Ovarian and cervical cancer can cause many different symptoms. Most are vague or similar to other conditions. However, there are a few things that should prompt you to see your gynecologist right away.
They can mean many things besides cancer, but they should definitely be checked out, says Mariam AlHilli, MD, ob/gyn.
- Postmenopausal vaginal bleeding
In most cases, doctors identify benign causes of postmenopausal bleeding. However, this type of bleeding is associated with endometrial cancer. Postmenopausal bleeding is the first symptom in over 90% of women with endometrial cancer.
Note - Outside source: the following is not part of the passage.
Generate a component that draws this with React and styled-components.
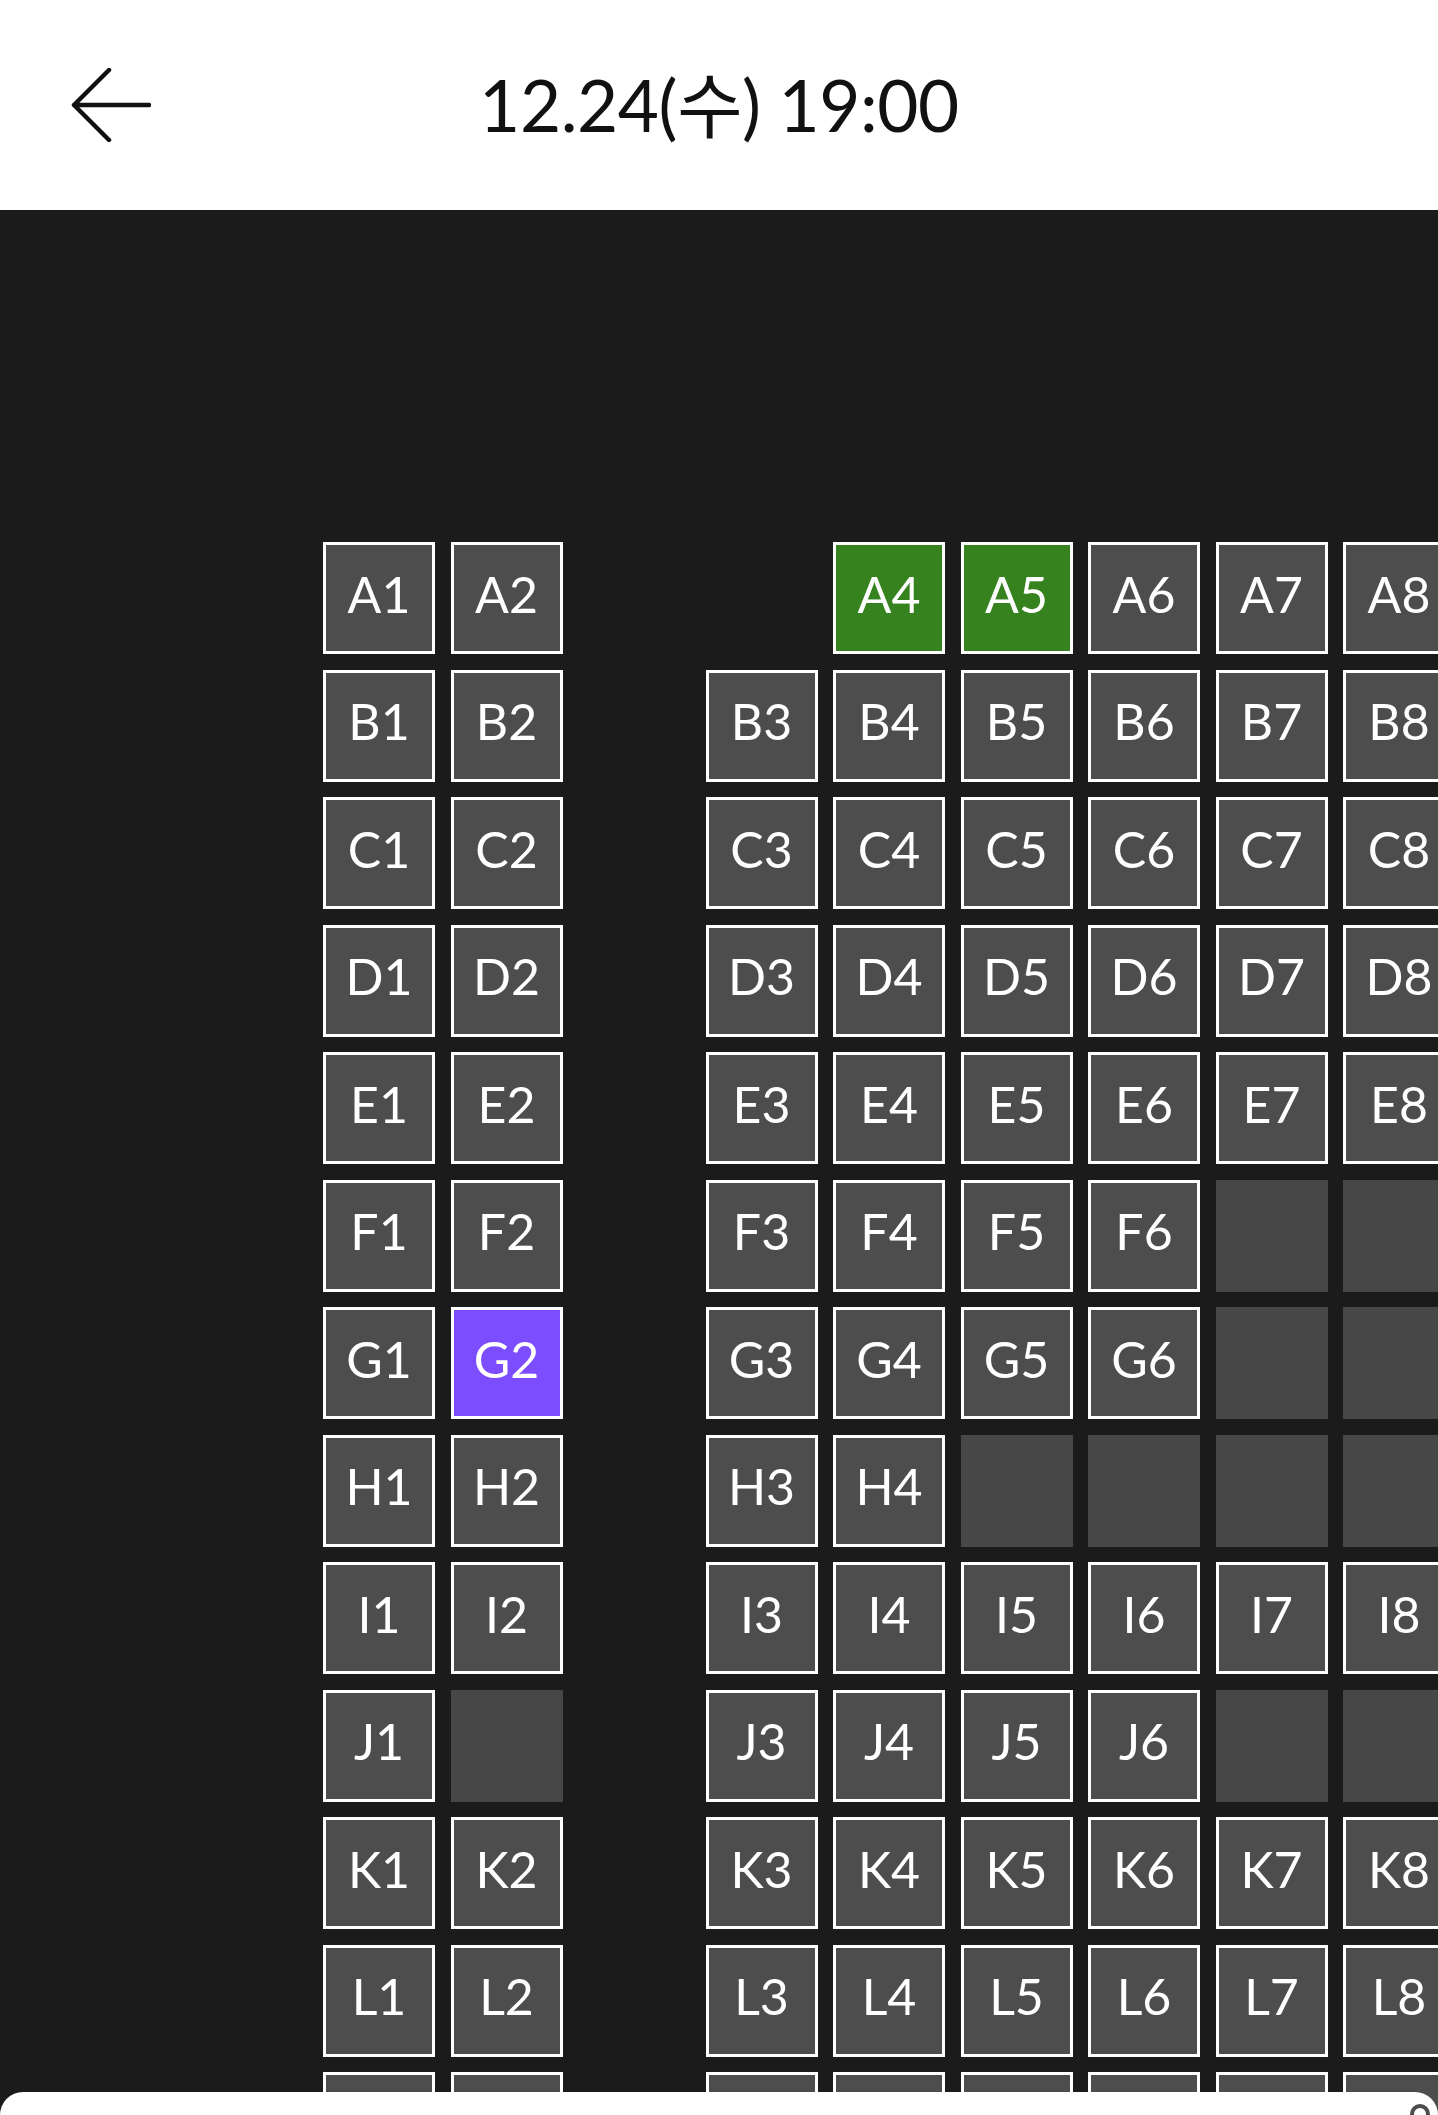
import React from "react";
import styled, { createGlobalStyle } from "styled-components";

const GlobalStyle = createGlobalStyle`
  html, body {
    margin: 0;
    padding: 0;
    background: #1b1b1b;
    overflow: hidden;
  }
  body {
    font-family: Lato, "Noto Sans CJK KR", sans-serif;
  }
`;

// seat states: n = normal, g = green (selected), p = purple (mine), d = disabled, x = no seat, _ = aisle
const layout = {
  A: "nn_xggnnn",
  B: "nn_nnnnnn",
  C: "nn_nnnnnn",
  D: "nn_nnnnnn",
  E: "nn_nnnnnn",
  F: "nn_nnnndd",
  G: "np_nnnndd",
  H: "nn_nndddd",
  I: "nn_nnnnnn",
  J: "nd_nnnndd",
  K: "nn_nnnnnn",
  L: "nn_nnnnnn",
  M: "nn_nnnnnn",
};

const App = () => {
  return (
    <Page>
      <GlobalStyle />
      <Header>
        <BackButton aria-label="back">
          <svg width="80" height="74" viewBox="0 0 80 74" fill="none">
            <path
              d="M38 2 L3 37 L38 72 M3 37 H78"
              stroke="#111"
              strokeWidth="4.5"
              strokeLinecap="round"
              strokeLinejoin="round"
            />
          </svg>
        </BackButton>
        <Title>12.24(수) 19:00</Title>
        <span />
      </Header>

      <SeatMap>
        <SeatGrid>
          {Object.entries(layout).map(([row, cells]) => {
            let num = 0;
            return cells.split("").map((c, i) => {
              if (c === "_") return <Aisle key={row + i} />;
              num += 1;
              const label = row + num;
              if (c === "x") return <Aisle key={label} />;
              if (c === "d") return <Seat key={label} $state="disabled" />;
              const state = c === "g" ? "green" : c === "p" ? "purple" : "normal";
              return (
                <Seat key={label} $state={state}>
                  {label}
                </Seat>
              );
            });
          })}
        </SeatGrid>
      </SeatMap>

      <Sheet>
        <SheetIcon>
          <svg width="24" height="24" viewBox="0 0 24 24" fill="none">
            <circle cx="12" cy="12" r="8" stroke="#4d4d4d" strokeWidth="4" />
          </svg>
        </SheetIcon>
      </Sheet>
    </Page>
  );
};

export default App;

const Page = styled.div`
  min-height: 100vh;
  background: #1b1b1b;
`;

const Header = styled.header`
  height: 210px;
  background: #ffffff;
  display: grid;
  grid-template-columns: 1fr auto 1fr;
  align-items: center;
`;

const BackButton = styled.button`
  justify-self: start;
  margin-left: 71px;
  padding: 0;
  border: none;
  background: none;
  display: flex;
  cursor: pointer;
`;

const Title = styled.h1`
  margin: 0 0 8px;
  font-family: Lato, "Noto Sans CJK KR", sans-serif;
  font-weight: 400;
  font-size: 71px;
  color: #111;
  letter-spacing: -0.4px;
  white-space: nowrap;
`;

const SeatMap = styled.main`
  padding: 332px 0 0 323px;
  overflow: hidden;
`;

const SeatGrid = styled.div`
  display: grid;
  grid-template-columns: repeat(9, 112px);
  grid-auto-rows: 112px;
  gap: 15.5px;
  width: max-content;
`;

const Aisle = styled.div``;

const fills = {
  normal: "#4d4d4d",
  green: "#36821e",
  purple: "#7c4dff",
  disabled: "#474747",
};

const Seat = styled.div`
  box-sizing: border-box;
  width: 112px;
  height: 112px;
  display: flex;
  align-items: center;
  justify-content: center;
  background: ${(p) => fills[p.$state]};
  border: ${(p) => (p.$state === "disabled" ? "none" : "3.5px solid #ffffff")};
  color: #ffffff;
  font-size: 50px;
  font-weight: 400;
  padding-bottom: 9px;
`;

const Sheet = styled.div`
  position: fixed;
  left: 0;
  right: 0;
  top: 2092px;
  bottom: 0;
  background: #ffffff;
  border-radius: 70px 70px 0 0;
`;

const SheetIcon = styled.div`
  position: absolute;
  top: 10px;
  right: 6px;
  display: flex;
`;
Any abnormal bleeding or postmenopausal bleeding should be evaluated. It can also be a sign of cervical cancer.
- Abnormal vaginal bleeding before menopause
Any bleeding that is out of your normal range should raise a red flag for endometrial or cervical cancer.
“Heavy bleeding or irregular bleeding compared to a normal period is a concern in some cases and should be investigated,” said Dr. AlHilli. “Also, see a doctor if you experience bleeding after intercourse or bleeding between periods.”
- Pelvic pain
Persistent abdominal pain and discomfort may be a symptom of ovarian cancer. Gas, indigestion, pressure, bloating, and cramping can all indicate ovarian cancer.
- Sudden weight loss/gain
There are many reasons why women with ovarian cancer may gain weight. Tumor size is a factor, as tumors are often not diagnosed until they are relatively large. Sometimes fluid accumulates in the abdominal cavity.
- Loss of appetite
Women with ovarian cancer sometimes lose their appetite. If you suddenly lose more than 10 pounds without changing your diet or increasing your exercise, see your doctor. Most of the time, the lack of desire has to do with how cancer affects your metabolism.
Vague symptoms make diagnosis difficult
“In general, the symptoms of ovarian cancer are often difficult to diagnose,” says Dr. AlHilli.
For example, vague abdominal pain, discomfort in the upper abdomen, indigestion, nausea, vomiting, or constipation may indicate a problem. Most of the symptoms are similar to those of other diseases.
Your doctor will perform several tests to determine if your symptoms are benign or cancerous.